(Challenge): List every line below containing "styled".

[Front-end source files]
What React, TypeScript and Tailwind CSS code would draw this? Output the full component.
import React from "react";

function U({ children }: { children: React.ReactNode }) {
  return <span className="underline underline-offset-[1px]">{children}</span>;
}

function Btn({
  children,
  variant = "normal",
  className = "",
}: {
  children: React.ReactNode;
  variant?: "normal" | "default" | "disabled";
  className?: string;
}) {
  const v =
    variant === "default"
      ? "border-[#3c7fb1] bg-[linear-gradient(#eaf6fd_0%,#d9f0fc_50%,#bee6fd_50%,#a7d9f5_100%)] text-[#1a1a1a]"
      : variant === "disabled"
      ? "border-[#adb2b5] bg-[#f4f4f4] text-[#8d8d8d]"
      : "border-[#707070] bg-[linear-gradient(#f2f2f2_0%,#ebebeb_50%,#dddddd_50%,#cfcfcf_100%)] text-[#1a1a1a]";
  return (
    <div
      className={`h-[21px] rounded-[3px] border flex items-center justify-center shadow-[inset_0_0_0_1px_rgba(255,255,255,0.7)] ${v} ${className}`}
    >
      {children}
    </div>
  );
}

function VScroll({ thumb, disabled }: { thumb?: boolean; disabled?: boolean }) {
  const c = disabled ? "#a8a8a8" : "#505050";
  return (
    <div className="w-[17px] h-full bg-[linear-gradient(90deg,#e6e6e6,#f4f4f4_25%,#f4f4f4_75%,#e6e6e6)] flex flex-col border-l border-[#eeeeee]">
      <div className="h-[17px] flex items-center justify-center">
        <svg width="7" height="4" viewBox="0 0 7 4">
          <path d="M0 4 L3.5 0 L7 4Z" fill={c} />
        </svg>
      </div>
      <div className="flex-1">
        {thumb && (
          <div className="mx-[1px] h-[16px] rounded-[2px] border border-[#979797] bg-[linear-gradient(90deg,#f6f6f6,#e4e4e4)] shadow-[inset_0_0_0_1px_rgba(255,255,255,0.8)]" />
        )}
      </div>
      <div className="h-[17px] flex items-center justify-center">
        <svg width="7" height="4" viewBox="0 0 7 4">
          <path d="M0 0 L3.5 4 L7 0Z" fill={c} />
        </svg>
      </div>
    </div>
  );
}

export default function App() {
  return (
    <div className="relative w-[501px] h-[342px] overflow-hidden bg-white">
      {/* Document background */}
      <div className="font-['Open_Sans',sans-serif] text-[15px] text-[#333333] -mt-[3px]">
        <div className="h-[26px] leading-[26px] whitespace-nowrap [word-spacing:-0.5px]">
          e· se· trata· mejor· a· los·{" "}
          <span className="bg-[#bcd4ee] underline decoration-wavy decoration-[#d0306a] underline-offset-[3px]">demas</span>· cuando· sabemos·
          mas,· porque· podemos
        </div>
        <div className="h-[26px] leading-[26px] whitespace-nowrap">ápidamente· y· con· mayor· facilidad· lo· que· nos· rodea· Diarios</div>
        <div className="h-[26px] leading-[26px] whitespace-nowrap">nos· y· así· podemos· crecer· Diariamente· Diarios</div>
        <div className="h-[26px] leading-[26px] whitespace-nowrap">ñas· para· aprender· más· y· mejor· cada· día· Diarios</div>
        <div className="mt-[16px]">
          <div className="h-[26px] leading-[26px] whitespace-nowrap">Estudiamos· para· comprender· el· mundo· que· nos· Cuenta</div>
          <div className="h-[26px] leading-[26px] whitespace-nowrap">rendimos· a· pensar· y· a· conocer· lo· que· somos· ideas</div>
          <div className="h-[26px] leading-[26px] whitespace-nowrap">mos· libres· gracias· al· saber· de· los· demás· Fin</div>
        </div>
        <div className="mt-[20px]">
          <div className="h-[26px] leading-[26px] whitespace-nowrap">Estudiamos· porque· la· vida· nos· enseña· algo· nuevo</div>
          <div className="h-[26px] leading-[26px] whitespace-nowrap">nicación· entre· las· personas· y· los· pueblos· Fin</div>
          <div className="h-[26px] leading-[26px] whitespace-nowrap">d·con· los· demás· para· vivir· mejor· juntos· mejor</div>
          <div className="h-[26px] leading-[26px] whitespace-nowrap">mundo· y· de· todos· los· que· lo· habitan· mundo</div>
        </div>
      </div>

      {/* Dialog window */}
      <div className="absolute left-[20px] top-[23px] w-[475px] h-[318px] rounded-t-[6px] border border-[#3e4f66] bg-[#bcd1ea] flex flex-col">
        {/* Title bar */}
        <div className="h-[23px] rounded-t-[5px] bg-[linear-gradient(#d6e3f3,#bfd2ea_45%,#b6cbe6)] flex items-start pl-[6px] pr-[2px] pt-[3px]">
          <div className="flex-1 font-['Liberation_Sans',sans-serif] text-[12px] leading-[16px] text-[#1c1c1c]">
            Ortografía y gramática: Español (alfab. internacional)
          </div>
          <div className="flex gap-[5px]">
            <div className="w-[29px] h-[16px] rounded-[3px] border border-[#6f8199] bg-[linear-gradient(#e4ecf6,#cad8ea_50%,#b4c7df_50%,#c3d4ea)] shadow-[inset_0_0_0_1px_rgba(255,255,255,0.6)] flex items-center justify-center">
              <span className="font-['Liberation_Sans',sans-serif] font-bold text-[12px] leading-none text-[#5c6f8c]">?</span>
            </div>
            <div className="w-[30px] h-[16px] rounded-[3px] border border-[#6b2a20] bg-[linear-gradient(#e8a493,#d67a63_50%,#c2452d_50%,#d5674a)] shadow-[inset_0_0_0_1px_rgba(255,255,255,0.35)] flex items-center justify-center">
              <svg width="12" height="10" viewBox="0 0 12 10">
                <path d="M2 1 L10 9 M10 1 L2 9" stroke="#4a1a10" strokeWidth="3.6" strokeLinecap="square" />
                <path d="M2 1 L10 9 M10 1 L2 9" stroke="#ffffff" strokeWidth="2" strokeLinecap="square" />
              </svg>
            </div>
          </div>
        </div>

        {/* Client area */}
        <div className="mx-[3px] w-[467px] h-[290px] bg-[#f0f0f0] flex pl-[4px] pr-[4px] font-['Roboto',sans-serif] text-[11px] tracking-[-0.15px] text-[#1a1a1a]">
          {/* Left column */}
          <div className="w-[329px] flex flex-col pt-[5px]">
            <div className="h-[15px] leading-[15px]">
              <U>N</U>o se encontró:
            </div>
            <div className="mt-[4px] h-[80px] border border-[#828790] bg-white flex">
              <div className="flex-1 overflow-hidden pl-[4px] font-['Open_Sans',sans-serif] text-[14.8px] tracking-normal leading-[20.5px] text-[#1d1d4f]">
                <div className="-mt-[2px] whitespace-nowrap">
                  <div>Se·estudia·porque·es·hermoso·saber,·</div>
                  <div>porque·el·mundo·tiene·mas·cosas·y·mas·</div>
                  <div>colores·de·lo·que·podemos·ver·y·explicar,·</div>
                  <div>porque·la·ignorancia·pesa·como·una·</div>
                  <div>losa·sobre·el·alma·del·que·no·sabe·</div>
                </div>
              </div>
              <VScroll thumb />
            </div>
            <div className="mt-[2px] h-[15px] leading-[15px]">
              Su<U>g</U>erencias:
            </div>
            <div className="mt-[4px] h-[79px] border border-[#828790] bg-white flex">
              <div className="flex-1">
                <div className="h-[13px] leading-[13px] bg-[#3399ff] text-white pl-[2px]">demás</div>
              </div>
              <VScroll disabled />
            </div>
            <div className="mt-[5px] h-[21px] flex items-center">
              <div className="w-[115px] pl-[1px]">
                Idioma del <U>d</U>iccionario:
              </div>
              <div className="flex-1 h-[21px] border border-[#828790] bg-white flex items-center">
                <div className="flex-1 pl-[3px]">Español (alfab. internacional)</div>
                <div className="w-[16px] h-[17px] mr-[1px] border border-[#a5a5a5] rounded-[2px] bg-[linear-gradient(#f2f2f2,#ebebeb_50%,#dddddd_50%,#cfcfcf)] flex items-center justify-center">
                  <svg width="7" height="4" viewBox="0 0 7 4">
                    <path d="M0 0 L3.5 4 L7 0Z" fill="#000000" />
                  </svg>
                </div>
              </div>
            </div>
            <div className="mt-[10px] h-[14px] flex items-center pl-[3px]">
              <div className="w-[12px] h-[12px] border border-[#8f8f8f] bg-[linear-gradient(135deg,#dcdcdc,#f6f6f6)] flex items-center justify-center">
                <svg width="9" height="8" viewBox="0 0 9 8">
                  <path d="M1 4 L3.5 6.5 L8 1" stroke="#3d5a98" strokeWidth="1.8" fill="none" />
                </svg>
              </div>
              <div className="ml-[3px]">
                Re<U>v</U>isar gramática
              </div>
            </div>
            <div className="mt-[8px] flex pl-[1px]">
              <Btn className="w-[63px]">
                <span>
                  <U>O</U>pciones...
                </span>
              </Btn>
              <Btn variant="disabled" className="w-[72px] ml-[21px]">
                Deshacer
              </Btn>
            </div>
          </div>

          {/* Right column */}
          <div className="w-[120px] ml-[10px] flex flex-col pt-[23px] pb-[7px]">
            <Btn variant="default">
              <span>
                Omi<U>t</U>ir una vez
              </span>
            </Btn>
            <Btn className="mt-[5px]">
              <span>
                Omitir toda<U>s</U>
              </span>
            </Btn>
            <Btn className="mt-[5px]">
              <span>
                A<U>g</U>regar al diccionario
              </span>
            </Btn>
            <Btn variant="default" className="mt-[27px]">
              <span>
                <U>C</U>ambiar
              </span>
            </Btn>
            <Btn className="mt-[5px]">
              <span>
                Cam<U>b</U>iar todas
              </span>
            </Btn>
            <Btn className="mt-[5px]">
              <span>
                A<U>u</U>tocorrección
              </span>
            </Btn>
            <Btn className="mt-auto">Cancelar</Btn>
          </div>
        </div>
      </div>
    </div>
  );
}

==

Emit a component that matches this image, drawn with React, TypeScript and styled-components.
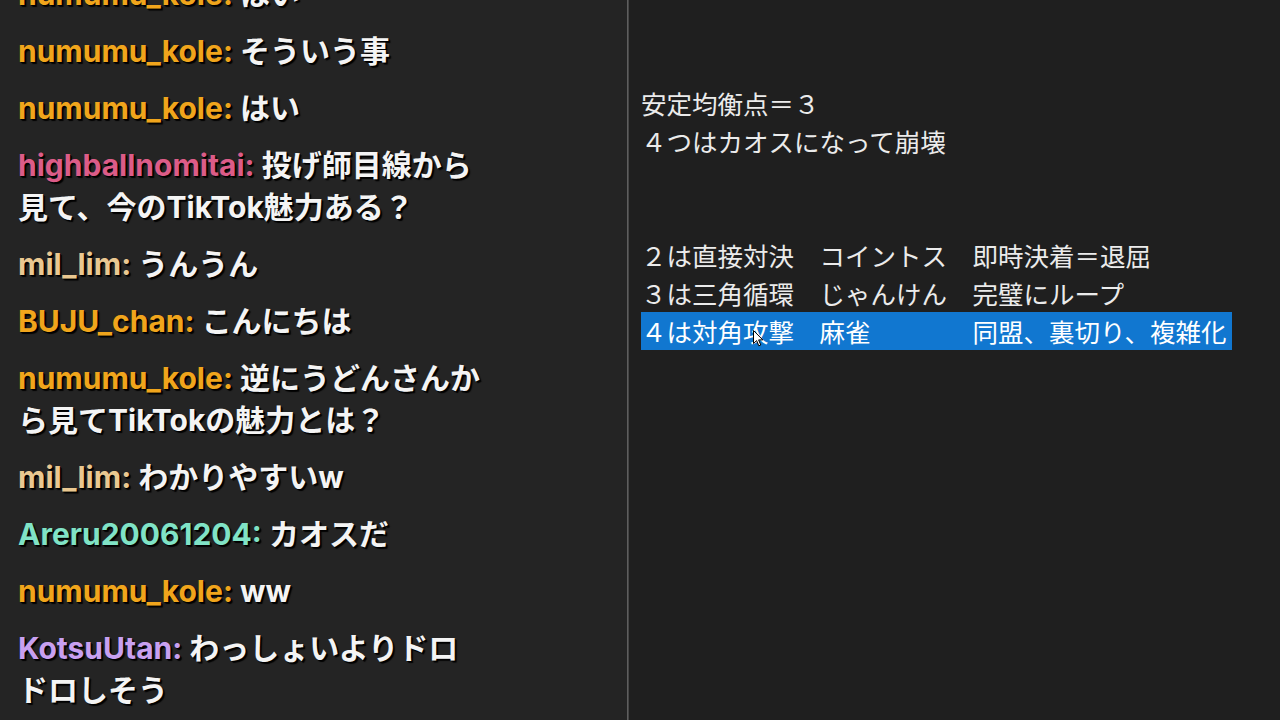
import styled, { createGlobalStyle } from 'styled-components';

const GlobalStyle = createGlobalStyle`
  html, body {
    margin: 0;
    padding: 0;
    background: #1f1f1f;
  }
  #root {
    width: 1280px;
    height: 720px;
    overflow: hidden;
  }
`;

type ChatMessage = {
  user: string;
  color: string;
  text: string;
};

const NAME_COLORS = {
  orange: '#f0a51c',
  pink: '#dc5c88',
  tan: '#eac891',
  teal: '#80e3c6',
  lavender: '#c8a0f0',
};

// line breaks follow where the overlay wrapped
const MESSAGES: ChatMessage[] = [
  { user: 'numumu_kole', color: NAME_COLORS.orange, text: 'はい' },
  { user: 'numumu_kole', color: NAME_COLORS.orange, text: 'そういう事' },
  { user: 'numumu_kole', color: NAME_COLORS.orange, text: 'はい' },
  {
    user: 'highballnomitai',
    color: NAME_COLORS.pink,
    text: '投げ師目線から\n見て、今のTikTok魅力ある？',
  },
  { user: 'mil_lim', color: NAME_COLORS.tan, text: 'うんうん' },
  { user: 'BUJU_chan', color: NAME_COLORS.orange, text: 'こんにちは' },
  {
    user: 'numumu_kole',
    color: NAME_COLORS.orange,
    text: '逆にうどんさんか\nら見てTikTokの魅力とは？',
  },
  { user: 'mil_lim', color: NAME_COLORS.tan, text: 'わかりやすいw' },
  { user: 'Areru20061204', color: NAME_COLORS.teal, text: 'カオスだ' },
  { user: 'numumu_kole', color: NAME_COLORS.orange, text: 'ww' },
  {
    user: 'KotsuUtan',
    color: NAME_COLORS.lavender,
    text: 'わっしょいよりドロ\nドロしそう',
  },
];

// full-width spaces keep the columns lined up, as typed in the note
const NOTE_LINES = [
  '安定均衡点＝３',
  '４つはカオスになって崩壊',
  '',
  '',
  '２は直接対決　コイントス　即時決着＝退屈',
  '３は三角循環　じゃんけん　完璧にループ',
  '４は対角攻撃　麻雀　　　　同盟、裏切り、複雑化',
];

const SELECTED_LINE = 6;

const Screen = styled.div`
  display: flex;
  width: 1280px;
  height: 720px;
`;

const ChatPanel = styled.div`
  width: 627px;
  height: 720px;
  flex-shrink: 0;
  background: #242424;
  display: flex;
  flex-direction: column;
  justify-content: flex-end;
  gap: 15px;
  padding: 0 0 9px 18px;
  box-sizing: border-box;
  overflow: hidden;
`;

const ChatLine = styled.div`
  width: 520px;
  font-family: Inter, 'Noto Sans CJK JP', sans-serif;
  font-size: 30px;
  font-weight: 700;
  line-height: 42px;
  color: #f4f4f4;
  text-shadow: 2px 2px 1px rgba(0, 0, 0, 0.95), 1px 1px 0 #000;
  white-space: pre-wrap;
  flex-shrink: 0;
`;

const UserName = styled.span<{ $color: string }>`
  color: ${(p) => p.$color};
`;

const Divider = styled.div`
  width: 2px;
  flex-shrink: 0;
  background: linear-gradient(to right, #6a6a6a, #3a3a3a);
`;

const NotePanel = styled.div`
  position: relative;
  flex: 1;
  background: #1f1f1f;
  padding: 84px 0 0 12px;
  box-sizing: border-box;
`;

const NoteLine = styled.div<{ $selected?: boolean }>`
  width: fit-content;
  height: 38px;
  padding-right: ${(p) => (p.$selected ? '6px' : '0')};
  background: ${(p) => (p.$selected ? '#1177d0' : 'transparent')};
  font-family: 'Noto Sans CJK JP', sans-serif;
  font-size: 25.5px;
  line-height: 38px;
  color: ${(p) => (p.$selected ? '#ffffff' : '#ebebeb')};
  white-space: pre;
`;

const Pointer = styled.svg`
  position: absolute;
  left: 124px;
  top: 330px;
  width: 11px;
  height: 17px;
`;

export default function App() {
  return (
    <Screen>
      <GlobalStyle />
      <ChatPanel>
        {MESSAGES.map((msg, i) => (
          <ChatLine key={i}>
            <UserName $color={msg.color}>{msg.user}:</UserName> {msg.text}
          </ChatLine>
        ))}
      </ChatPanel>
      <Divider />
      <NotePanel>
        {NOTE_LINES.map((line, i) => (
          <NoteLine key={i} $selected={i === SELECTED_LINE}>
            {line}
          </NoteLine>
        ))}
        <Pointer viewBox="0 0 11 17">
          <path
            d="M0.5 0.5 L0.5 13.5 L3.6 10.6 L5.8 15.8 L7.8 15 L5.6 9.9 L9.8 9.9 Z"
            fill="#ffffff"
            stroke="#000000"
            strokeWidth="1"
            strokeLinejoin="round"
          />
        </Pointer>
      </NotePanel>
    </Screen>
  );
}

(Finished task):
Emit a component that matches this image, drawn with React, TypeScript and styled-components.
import styled, { createGlobalStyle } from 'styled-components';
const Screen = styled.div`
const ChatPanel = styled.div`
const ChatLine = styled.div`
const UserName = styled.span<{ $color: string }>`
const Divider = styled.div`
const NotePanel = styled.div`
const NoteLine = styled.div<{ $selected?: boolean }>`
const Pointer = styled.svg`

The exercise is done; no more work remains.